C：为什么我不能在 function 里面的 malloc

Question

I have int *b and a function

void to_Binary(int num, int range, int **bi_res)
{
   int k = num, c = 0, r;
   *bi_res = (int *) calloc(range,sizeof(int));

   while (range >= c) {
        r = k%2; 
        c++; 
        (*bi_res)[range-c] = r; 
        k /= 2;
    }

   return;
}

This is an example of how I send b to the function

 void main
{
   // A small example if you want to replicate. 
   int *b;
   int i = 0;
   to_Binary(56,6,&b);
   while (i < 6) {printf("%d\n",b[i]); i++;}
   return;
} 

but it gives me seg fault in the loop

Note: The function itself works fine and does what it has to do if I access it in other ways but in the case I am required I have to return an array of ints that I can't know the size of

Answer 1

There are at least two problems with the while loop.
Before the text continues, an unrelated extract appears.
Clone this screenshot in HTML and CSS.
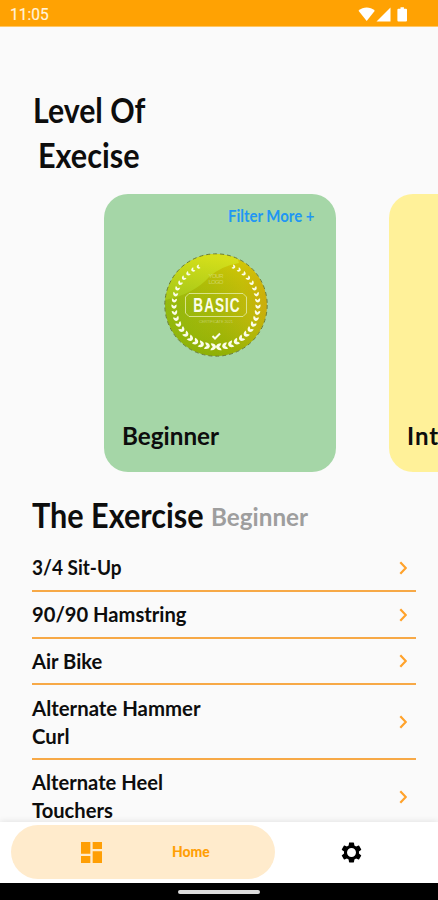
FILE: index.html
```html
<!DOCTYPE html>
<html lang="en">
<head>
<meta charset="utf-8">
<title>Level Of Execise</title>
<link rel="stylesheet" href="styles.css">
</head>
<body>
<div class="screen">
  <header class="status">
    <span class="clock">11:05</span>
    <svg class="status-icons" viewBox="0 0 52 18" width="52" height="18">
      <path d="M.5 4.8C5.400.4 12 .4 16.800 4.800L8.700 15z"/>
      <path d="M32.500 1.500V15.500H18.500z"/>
      <path d="M42.500 1.200h3.400v1.600h2.100q1 0 1 1V14.500q0 1-1 1h-7.600q-1 0-1-1V3.800q0-1 1-1h2.100z"/>
    </svg>
  </header>

  <main class="content">
    <h1 class="title"><span class="fit t-level">Level Of</span><span class="fit t-exec">Execise</span></h1>

    <section class="cards">
      <article class="card green">
        <a class="filter"><span class="fit t-filter">Filter More +</span></a>
        <svg class="badge" viewBox="-53 -53 106 106" width="106" height="106">
          <defs>
            <linearGradient id="gold" x1="0" y1=".65" x2="1" y2=".4">
              <stop offset="0" stop-color="#8bb810"/><stop offset=".5" stop-color="#a5b70b"/><stop offset=".8" stop-color="#c0b80c"/><stop offset="1" stop-color="#d2a80d"/>
            </linearGradient>
            <linearGradient id="shine" x1=".2" y1="0" x2="0" y2="1">
              <stop offset="0" stop-color="#d6e31e"/><stop offset="1" stop-color="#a6c91a"/>
            </linearGradient>
            <linearGradient id="depth" x1="0" y1="0" x2="0" y2="1">
              <stop offset="0" stop-color="#e4d800" stop-opacity=".6"/><stop offset=".55" stop-color="#b5bb00" stop-opacity=".1"/><stop offset="1" stop-color="#7da800" stop-opacity=".5"/>
            </linearGradient>
            <clipPath id="disc"><circle r="51"/></clipPath>
            <g id="leaf"><path d="M-2.200-3Q2.200-3.200 2.600 0Q2.200 3.200-2.200 3Q-1.800 1-.2 0Q-1.800-1-2.200-3z"/></g>
          </defs>
          <circle r="51" fill="url(#gold)"/>
          <circle r="51" fill="url(#depth)"/>
          <path clip-path="url(#disc)" fill="url(#shine)" fill-opacity=".85" d="M-52-52H20L23-42Q5-39-7-28Q-22-11-51-5z"/>
          <circle r="51.200" fill="none" stroke="#66752c" stroke-width=".9" stroke-dasharray="4 3"/>
          <g id="wreath" fill="#fbfde8"></g>
          <g class="faint"><text x="0" y="-27" font-size="6" textLength="15">YOUR</text><text x="0" y="-21" font-size="6" textLength="15">LOGO</text></g>
          <path d="M-27-11.500H27L30.500-8V8L27 11.500H-27L-30.500 8V-8z" stroke-linejoin="round" fill="none" stroke="#dfe89a" stroke-width=".9"/>
          <text class="basic" transform="scale(.65 1)" x="1.500" y="6.500">BASIC</text>
          <text class="faint" x="0" y="18" font-size="4" textLength="34">CERTIFICATE 2021</text>
          <path d="M-3.500 31L-1 33.500L4 28.500" fill="none" stroke="#fbfde8" stroke-width="2"/>
        </svg>
        <h2 class="level"><span class="fit t-beg">Beginner</span></h2>
      </article>
      <article class="card yellow">
        <h2 class="level"><span class="fit t-int">Intermediate</span></h2>
      </article>
    </section>

    <h2 class="subtitle"><span class="fit t-the">The Exercise</span><span class="fit t-sub">Beginner</span></h2>

    <ul class="list">
      <li><span class="fit t-frac">3/4 Sit-Up</span><svg class="chev" viewBox="0 0 8 14"><path d="M1.300 1.200l5.500 5.800l-5.500 5.800"/></svg></li>
      <li><span class="fit">90/90 Hamstring</span><svg class="chev" viewBox="0 0 8 14"><path d="M1.300 1.200l5.500 5.800l-5.500 5.800"/></svg></li>
      <li><span class="fit">Air Bike</span><svg class="chev" viewBox="0 0 8 14"><path d="M1.300 1.200l5.500 5.800l-5.500 5.800"/></svg></li>
      <li><span class="fit t-wide">Alternate Hammer<br>Curl</span><svg class="chev" viewBox="0 0 8 14"><path d="M1.300 1.200l5.500 5.800l-5.500 5.800"/></svg></li>
      <li><span class="fit">Alternate Heel<br>Touchers</span><svg class="chev" viewBox="0 0 8 14"><path d="M1.300 1.200l5.500 5.800l-5.500 5.800"/></svg></li>
    </ul>
  </main>

  <nav class="tabs">
    <a class="tab active">
      <svg viewBox="3 3 18 18" width="21" height="21"><path d="M3 13h8V3H3v10zm0 8h8v-6H3v6zm10 0h8V11h-8v10zm0-18v6h8V3h-8z"/></svg>
      <span class="fit t-home">Home</span>
    </a>
    <a class="tab settings">
      <svg viewBox="0 0 24 24" width="25" height="25"><path d="M19.140 12.940c.04-.3.060-.61.060-.94 0-.32-.02-.64-.07-.94l2.030-1.580a.49.49 0 0 0 .12-.61l-1.920-3.320a.488.488 0 0 0-.59-.22l-2.390.96c-.5-.38-1.030-.7-1.620-.94l-.36-2.540a.484.484 0 0 0-.48-.41h-3.840c-.24 0-.43.170-.47.410l-.36 2.540c-.59.240-1.130.570-1.620.940l-2.390-.96c-.22-.08-.47 0-.59.220L2.740 8.870c-.12.210-.08.470.12.610l2.030 1.580c-.05.300-.09.630-.09.940s.02.640.07.940l-2.030 1.580a.49.49 0 0 0-.12.610l1.920 3.320c.12.220.370.290.59.220l2.390-.96c.5.380 1.030.7 1.620.94l.36 2.540c.05.240.240.410.480.410h3.840c.24 0 .44-.17.470-.41l.36-2.540c.59-.24 1.130-.56 1.620-.94l2.390.96c.22.080.470 0 .59-.22l1.920-3.320c.12-.22.070-.47-.12-.61l-2.010-1.580zM12 16.300a4.300 4.300 0 1 1 0-8.600 4.300 4.300 0 0 1 0 8.600z"/></svg>
    </a>
  </nav>
  <div class="gesture"><i></i></div>
</div>
<script src="wreath.js"></script>
</body>
</html>
```

FILE: styles.css
```css
* { box-sizing: border-box; margin: 0; padding: 0; }
body { background: #fafafa; color: #0d0d0d; font-family: Lato, "Open Sans", sans-serif; font-weight: 700; }
.screen { width: 438px; height: 900px; display: flex; flex-direction: column; overflow: hidden; }

.status { flex: none; height: 27px; background: #ffa203; border-bottom: 1px solid #ffc765; display: flex; justify-content: space-between; align-items: center; padding: 3px 28px 0 10px; }
.clock { font: 400 16px/20px Roboto, sans-serif; color: #fff3dc; -webkit-text-stroke: .2px #fff3dc; display: inline-block; transform: scaleX(.97); transform-origin: 0 0; }
.status-icons { fill: #fff; }

.content { flex: 1; min-height: 0; overflow: hidden; }
.fit { display: inline-block; transform-origin: 0 50%; transform: scaleX(.96); white-space: nowrap; }

.title { padding: 60px 0 0 32px; font-size: 34px; line-height: 45px; font-weight: 700; }
.title .fit { display: block; }
.title .t-level { transform: scaleX(.89); margin-left: .5px; }
.title .t-exec { transform: scaleX(.9); margin-left: 5.500px; }

.cards { display: flex; gap: 53px; padding-left: 104px; margin-top: 17px; }
.card { flex: none; width: 231.500px; height: 278px; border-radius: 24px; display: flex; flex-direction: column; padding: 10.500px 19px 21px; }
.green { background: #a5d6a7; }
.yellow { background: #fff199; justify-content: flex-end; }
.filter { align-self: flex-end; width: 88.500px; color: #2196f3; font-size: 17px; line-height: 22px; }
.t-filter { transform: scaleX(.88); }
.badge { align-self: center; margin: 25.500px 0 0 -8px; }
.level { margin: auto 0 0 -1px; font-size: 25px; line-height: 32px; font-weight: 700; }
.t-beg { transform: scaleX(.97); }
.t-int { letter-spacing: 1px; }
.basic { font: 700 21px "Liberation Sans", sans-serif; letter-spacing: 1.500px; fill: #fbfde8; text-anchor: middle; }
.faint { font-family: "Liberation Sans", sans-serif; font-weight: 400; fill: #fff; fill-opacity: .35; text-anchor: middle; }

.subtitle { display: flex; align-items: baseline; height: 45px; margin-top: 20px; padding-left: 32px; font-size: 34px; line-height: 45px; font-weight: 700; }
.t-the { width: 179px; transform: scaleX(.9); }
.t-sub { color: #9e9e9e; font-size: 25px; transform: scaleX(.97); position: relative; top: -2px; }

.list { list-style: none; margin: 8.200px 22px 0 32px; font-size: 21px; line-height: 28px; }
.list li { display: flex; justify-content: space-between; align-items: center; padding: 8.300px 9px 8.450px 0; border-bottom: 2px solid #f7a947; }
.t-frac { transform: scaleX(.905); }
.t-wide { transform: scaleX(.97); }
.chev { width: 8px; height: 14px; fill: none; stroke: #ffa22b; stroke-width: 2.200; position: relative; top: .5px; }

.tabs { flex: none; height: 61px; background: #fff; display: flex; align-items: center; padding: 0 11px; box-shadow: 0 -1px 6px rgba(0, 0, 0, .09); z-index: 1; }
.tab { display: flex; align-items: center; }
.active { width: 264px; height: 54px; border-radius: 27px; background: #ffebcc; color: #ff9f05; fill: #ff9f05; padding-left: 70px; gap: 70px; font-size: 14.500px; font-weight: 900; }
.t-home { transform: scaleX(.96); position: relative; top: -.5px; }
.settings { margin-left: 64px; fill: #000; }
.gesture { flex: none; height: 17.500px; background: #000; display: flex; justify-content: center; padding-top: 7px; }
.gesture i { width: 82px; height: 4px; border-radius: 2px; background: #ddd; }
```

FILE: wreath.js
```javascript
// Two mirrored laurel branches, growing from the bottom of the badge towards the top.
const wreath = document.getElementById('wreath');
for (let i = 0; i < 19; i++) {
  const a = 4 + i * 8.4;
  const s = (1.15 - i * 0.027).toFixed(2);
  for (const side of [1, -1]) {
    const u = document.createElementNS('http://www.w3.org/2000/svg', 'use');
    u.setAttribute('href', '#leaf');
    u.setAttribute('transform', `rotate(${-side * a}) translate(0 42) scale(${-side * s} ${s})`);
    wreath.append(u);
  }
}
```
The first one is that you are using an incorrect expression in this statement

*bi_res[range-c] = r;

You have to write

( *bi_res )[range-c] = r;

The second one is that if you will even use the correct expression nevertheless when range is equal to c you will try to access beyond the allocated array due to this increment within the loop

c++;

Thus the expression

range-c

will have a negative value.

You could write the loop like

while (range != c) {
    //...
}

And this statement

k =/ 2;

contains a syntax error. You mean

k /= 2;

Pay attention to that the return statement is redundant.

And the function main should be declared like

int main( void )

and you should free the allocated memory in main.